WHAT THE TASK REQUIRES - Check each line for the string "page". Give only the count of lines that have it.
[start PROVIDED MATERIAL]
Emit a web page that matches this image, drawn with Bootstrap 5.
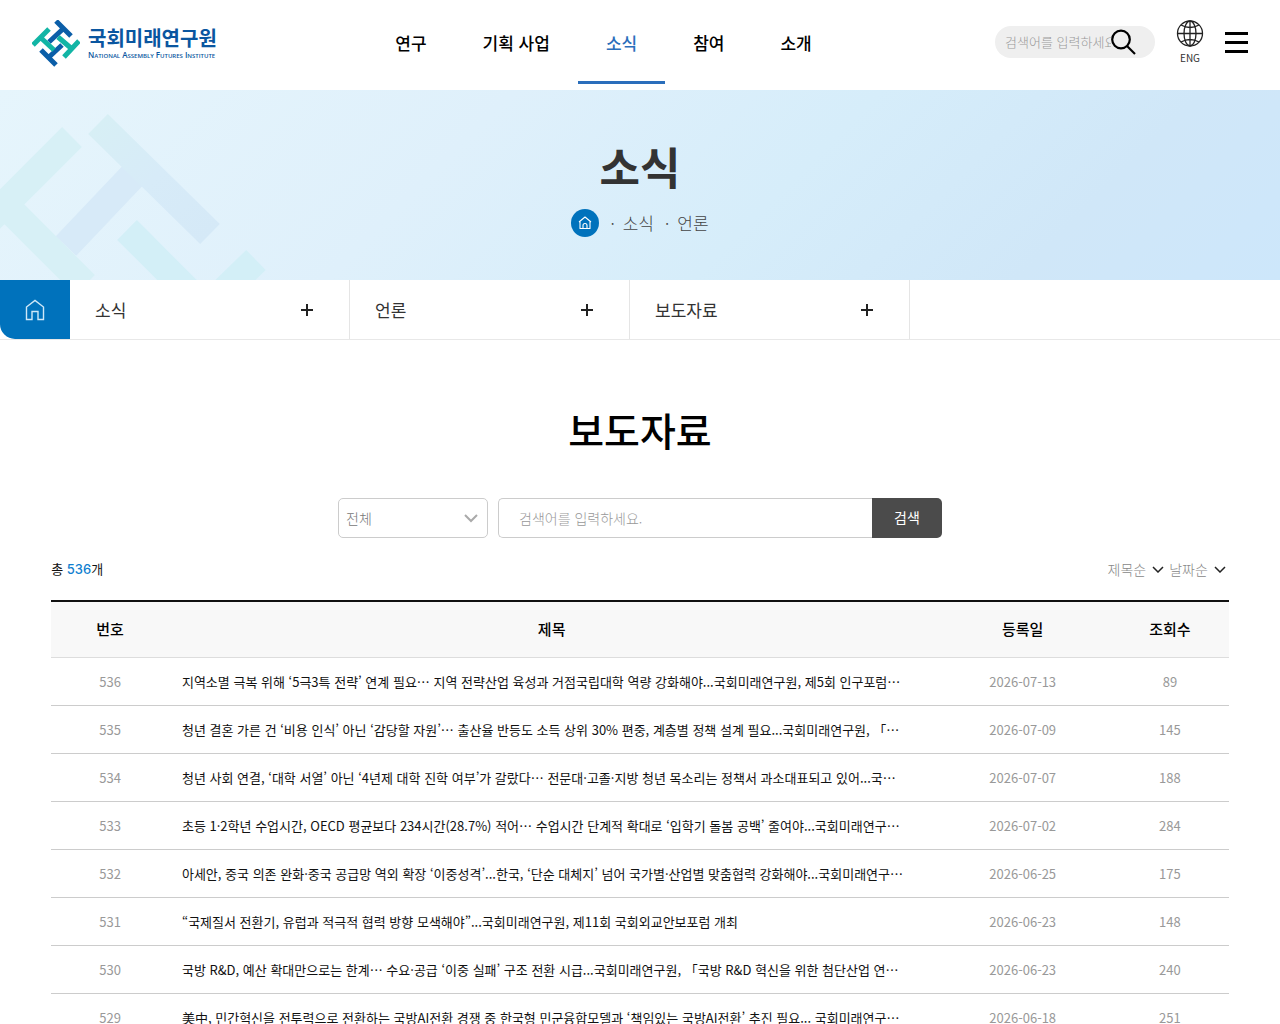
<!DOCTYPE html>
<html lang="ko">
<head>
<meta charset="utf-8">
<meta name="viewport" content="width=device-width, initial-scale=1">
<title>보도자료 - 국회미래연구원</title>
<link href="https://cdn.jsdelivr.net/npm/bootstrap@5.3.0/dist/css/bootstrap.min.css" rel="stylesheet">
<style>
  :root { --nafi-blue: #0072bc; --nafi-nav: #2a6ebb; }
  body { font-family: "Noto Sans CJK KR", sans-serif; font-size: 14px; color: #111; background: #fff; overflow-x: hidden; }
  a { color: inherit; text-decoration: none; }
  svg { display: block; flex: none; }
  .site-header { height: 90px; padding: 0 32px; }
  .side-zone { flex: 1 1 0; }
  .brand-name { font-size: 20px; line-height: 24px; font-weight: 700; color: #0a56a0; }
  .brand-sub { font-family: "Open Sans", sans-serif; font-size: 8px; line-height: 10px; font-weight: 600; color: #0a56a0; font-variant: small-caps; white-space: nowrap; }
  .brand-words { padding-bottom: 3px; }
  .main-nav { height: 84px; margin-right: 73px; }
  .main-nav a { font-size: 17px; line-height: 26px; font-weight: 500; color: #000; padding: 30px 28px 25px; border-bottom: 3px solid transparent; white-space: nowrap; }
  .main-nav a.active { color: var(--nafi-nav); border-color: var(--nafi-nav); }
  .tools { gap: 21px; padding-top: 20px; }
  .top-search { width: 160px; height: 32px; border-radius: 16px; background: #efefef; margin-top: 6px; }
  .top-search input { border: 0; background: transparent; width: 116px; min-width: 0; padding: 0 0 0 10px; font-size: 13px; font-weight: 300; }
  .top-search button, .menu-btn { border: 0; background: none; padding: 0; }
  .menu-btn { margin-top: 12px; }
  input::placeholder { color: #999 !important; opacity: 1; }
  .lang-link { font-size: 10px; line-height: 14px; color: #333; gap: 3px; }
  .hero { height: 190px; background: linear-gradient(135deg, #e6f5fc 0%, #dff0fb 35%, #d6edfa 60%, #d0e7f8 82%, #cde7fb 100%); position: relative; overflow: hidden; }
  .hero-mark { position: absolute; left: 0; top: 0; }
  .hero h1 { font-size: 44px; line-height: 60px; font-weight: 700; color: #333; margin: 0; padding-top: 46px; }
  .crumbs { font-size: 17px; line-height: 28px; color: #444; margin-top: 13px; font-weight: 300; }
  .crumb-home { width: 28px; height: 28px; border-radius: 50%; background: var(--nafi-blue); }
  .crumb-dot { margin: 0 8px 0 11px; }
  .local-nav { height: 60px; border-bottom: 1px solid #e8e8e8; }
  .local-home { width: 70px; height: 59px; background: var(--nafi-blue); border-bottom-left-radius: 15px; }
  .local-item { width: 280px; height: 59px; padding: 0 35px 0 25px; border: 0; border-right: 1px solid #e5e5e5; background: none; font-size: 17px; color: #333; }
  .page-title { font-size: 39px; line-height: 56px; font-weight: 500; color: #000; margin: 0 0 41px; padding-top: 61px; }
  .search-form { height: 40px; gap: 10px; }
  .search-form select, .search-form .keyword { height: 40px; border: 1px solid #ccc; font-size: 14px; font-weight: 300; background-color: #fff; }
  .search-form select { width: 150px; border-radius: 5px; padding: 0 7px; color: #777; appearance: none; }
  .select-box { position: relative; }
  .select-box svg { position: absolute; right: 10px; top: 15px; pointer-events: none; }
  .search-form .keyword { width: 374px; border-right: 0; border-radius: 5px 0 0 5px; padding: 0 20px; }
  .search-form .submit { width: 70px; height: 40px; border: 0; border-radius: 0 5px 5px 0; background: #4b4b4b; color: #fff; font-size: 14px; line-height: 20px; padding: 0 0 2px; }
  .board { width: 92%; margin: 0 auto; }
  .list-info { height: 62px; font-size: 13px; }
  .list-info .total b { color: #0f7fd0; font-weight: 500; font-family: Inter, sans-serif; }
  .sort-group { gap: 5px; padding-right: 3px; }
  .sort-btn { border: 0; background: none; padding: 0; gap: 6px; color: #888; font-size: 14px; font-weight: 300; }
  .press { table-layout: fixed; margin: 0; border-top: 2px solid #111; }
  .press > thead th { height: 56px; padding: 0; background: #f8f8f8; font-size: 15px; font-weight: 500; text-align: center; vertical-align: middle; border-bottom: 1px solid #ddd; color: #000; }
  .press > tbody td { height: 48px; padding: 1px 13px 0; text-align: center; vertical-align: middle; border-bottom: 1px solid #ccc; color: #999; font-size: 13px; line-height: 20px; }
  .press > tbody td.subject { text-align: left; color: #111; }
  .subject a { display: block; white-space: nowrap; overflow: hidden; }
</style>
<script src="https://cdn.jsdelivr.net/npm/bootstrap@5.3.0/dist/js/bootstrap.bundle.min.js"></script>
</head>
<body>
<header class="site-header d-flex align-items-start">
  <div class="side-zone pt-3">
    <a href="#" class="d-inline-flex align-items-center gap-2 mt-1">
      <svg width="48" height="48" viewBox="0 0 48 48" fill="none" stroke-width="5">
        <path d="M24 1L39 16M32 8L17 22" stroke="#0b5ea8"/>
        <path d="M47 21L32 37M40 29L26 17" stroke="#12b5a5"/>
        <path d="M24 45L9 30M16 38L30 25" stroke="#0b5ea8"/>
        <path d="M1 25L17 9M8 17L22 30" stroke="#12b5a5"/>
      </svg>
      <span class="brand-words"><span class="brand-name d-block">국회미래연구원</span><span class="brand-sub d-block">National Assembly Futures Institute</span></span>
    </a>
  </div>
  <nav class="main-nav d-flex" aria-label="주 메뉴">
    <a href="#">연구</a><a href="#">기획 사업</a><a href="#" class="active">소식</a><a href="#">참여</a><a href="#">소개</a>
  </nav>
  <div class="tools side-zone d-flex justify-content-end align-items-start">
    <form class="top-search d-flex align-items-center flex-shrink-0">
      <input type="text" aria-label="통합 검색어" placeholder="검색어를 입력하세요.">
      <button type="button" aria-label="통합 검색"><svg width="26" height="26" viewBox="0 0 26 26" fill="none" stroke="#000" stroke-width="2.200"><circle cx="10" cy="10.500" r="8.800"/><path d="M16 17L24 25"/></svg></button>
    </form>
    <a href="#" class="lang-link d-flex flex-column align-items-center">
      <svg width="28" height="28" viewBox="0 0 28 28" fill="none" stroke="#222" stroke-width="1.300"><circle cx="14" cy="13.500" r="12.500"/><ellipse cx="14" cy="13.500" rx="6" ry="12.500"/><path d="M14 1V26M1.500 13.500H26.500M5 5Q14 10 23 5M5 22Q14 17 23 22"/></svg>
      <span>ENG</span>
    </a>
    <button type="button" class="menu-btn" aria-label="전체 메뉴"><svg width="23" height="22" viewBox="0 0 23 22"><path d="M0 0H23V3H0zM0 9H23V12H0zM0 18H23V21H0z"/></svg></button>
  </div>
</header>

<section class="hero text-center">
  <svg class="hero-mark" width="300" height="190" viewBox="0 0 300 190" fill="none" stroke-width="28" stroke-linejoin="round">
    <defs><linearGradient id="bar" x1="0" y1="0" x2="1" y2="1"><stop offset="0" stop-color="#d7eff5"/><stop offset=".5" stop-color="#d7ebf8"/><stop offset="1" stop-color="#d5e9f7"/></linearGradient></defs>
    <path d="M140 78L66 156" stroke="#d7eaf8"/>
    <path d="M98 34L210 144" stroke="url(#bar)"/>
    <path d="M72 47L-20 139M5 115L85 195" stroke="#d7f0f6"/>
    <path d="M127 140L187 200M256 170L220 205" stroke="#d3eff7"/>
  </svg>
  <div class="position-relative">
    <h1>소식</h1>
    <div class="crumbs d-flex justify-content-center align-items-center">
      <a href="#" class="crumb-home d-flex align-items-center justify-content-center" aria-label="홈"><svg width="14" height="14" viewBox="0 0 14 14" fill="none" stroke="#fff" stroke-width="1.100" stroke-linejoin="round"><path d="M1 6L7 1L13 6M2 5.500V12.500H12V5.500M5 12.500V9.500Q5 7.500 7 7.500Q9 7.500 9 9.500V12.500"/></svg></a>
      <span class="crumb-dot">·</span><a href="#">소식</a><span class="crumb-dot">·</span><a href="#">언론</a>
    </div>
  </div>
</section>

<nav class="local-nav d-flex" aria-label="현재 위치">
  <a href="#" class="local-home d-flex align-items-center justify-content-center" aria-label="홈"><svg width="20" height="22" viewBox="0 0 20 22" fill="none" stroke="#cfe8f8" stroke-width="1.400"><path d="M1.500 8L10 1.500L18.500 8V20.500H13V12.500H7V20.500H1.500z"/></svg></a>
  <button type="button" class="local-item d-flex align-items-center justify-content-between">소식<svg width="14" height="14" viewBox="0 0 14 14" stroke="#222" stroke-width="2"><path d="M7 1V13M1 7H13"/></svg></button>
  <button type="button" class="local-item d-flex align-items-center justify-content-between">언론<svg width="14" height="14" viewBox="0 0 14 14" stroke="#222" stroke-width="2"><path d="M7 1V13M1 7H13"/></svg></button>
  <button type="button" class="local-item d-flex align-items-center justify-content-between">보도자료<svg width="14" height="14" viewBox="0 0 14 14" stroke="#222" stroke-width="2"><path d="M7 1V13M1 7H13"/></svg></button>
</nav>

<main>
  <h2 class="page-title text-center">보도자료</h2>
  <form class="search-form d-flex justify-content-center">
    <div class="select-box">
      <select aria-label="검색 구분"><option>전체</option><option>제목</option><option>내용</option></select>
      <svg width="14" height="10" viewBox="0 0 14 10" fill="none" stroke="#aaa" stroke-width="2"><path d="M1 2L7 8L13 2"/></svg>
    </div>
    <div class="d-flex">
      <input type="text" class="keyword" aria-label="검색어" placeholder="검색어를 입력하세요.">
      <button type="button" class="submit">검색</button>
    </div>
  </form>

  <div class="board">
    <div class="list-info d-flex justify-content-between align-items-center">
      <span class="total">총 <b>536</b>개</span>
      <div class="sort-group d-flex">
        <button type="button" class="sort-btn d-flex align-items-center">제목순<svg width="12" height="8" viewBox="0 0 12 8" fill="none" stroke="#222" stroke-width="1.500"><path d="M1 2L6 7L11 2"/></svg></button>
        <button type="button" class="sort-btn d-flex align-items-center">날짜순<svg width="12" height="8" viewBox="0 0 12 8" fill="none" stroke="#222" stroke-width="1.500"><path d="M1 2L6 7L11 2"/></svg></button>
      </div>
    </div>
    <table class="table press">
      <colgroup><col style="width:10%"><col style="width:65%"><col style="width:15%"><col style="width:10%"></colgroup>
      <thead><tr><th scope="col">번호</th><th scope="col">제목</th><th scope="col">등록일</th><th scope="col">조회수</th></tr></thead>
      <tbody>
        <tr><td>536</td><td class="subject"><a href="#">지역소멸 극복 위해 ‘5극3특 전략’ 연계 필요… 지역 전략산업 육성과 거점국립대학 역량 강화해야...국회미래연구원, 제5회 인구포럼…</a></td><td>2026-07-13</td><td>89</td></tr>
        <tr><td>535</td><td class="subject"><a href="#">청년 결혼 가른 건 ‘비용 인식’ 아닌 ‘감당할 자원’… 출산율 반등도 소득 상위 30% 편중, 계층별 정책 설계 필요...국회미래연구원, 「…</a></td><td>2026-07-09</td><td>145</td></tr>
        <tr><td>534</td><td class="subject"><a href="#">청년 사회 연결, ‘대학 서열’ 아닌 ‘4년제 대학 진학 여부’가 갈랐다… 전문대·고졸·지방 청년 목소리는 정책서 과소대표되고 있어...국…</a></td><td>2026-07-07</td><td>188</td></tr>
        <tr><td>533</td><td class="subject"><a href="#">초등 1·2학년 수업시간, OECD 평균보다 234시간(28.7%) 적어… 수업시간 단계적 확대로 ‘입학기 돌봄 공백’ 줄여야...국회미래연구…</a></td><td>2026-07-02</td><td>284</td></tr>
        <tr><td>532</td><td class="subject"><a href="#">아세안, 중국 의존 완화·중국 공급망 역외 확장 ‘이중성격’...한국, ‘단순 대체지’ 넘어 국가별·산업별 맞춤협력 강화해야...국회미래연구…</a></td><td>2026-06-25</td><td>175</td></tr>
        <tr><td>531</td><td class="subject"><a href="#">“국제질서 전환기, 유럽과 적극적 협력 방향 모색해야”...국회미래연구원, 제11회 국회외교안보포럼 개최</a></td><td>2026-06-23</td><td>148</td></tr>
        <tr><td>530</td><td class="subject"><a href="#">국방 R&amp;D, 예산 확대만으로는 한계… 수요·공급 ‘이중 실패’ 구조 전환 시급...국회미래연구원, 「국방 R&amp;D 혁신을 위한 첨단산업 연…</a></td><td>2026-06-23</td><td>240</td></tr>
        <tr><td>529</td><td class="subject"><a href="#">美中, 민간혁신을 전투력으로 전환하는 국방AI전환 경쟁 중 한국형 민군융합모델과 ‘책임있는 국방AI전환’ 추진 필요... 국회미래연구…</a></td><td>2026-06-18</td><td>251</td></tr>
      </tbody>
    </table>
  </div>
</main>
</body>
</html>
[end PROVIDED MATERIAL]
ANSWER TO THE TASK - 3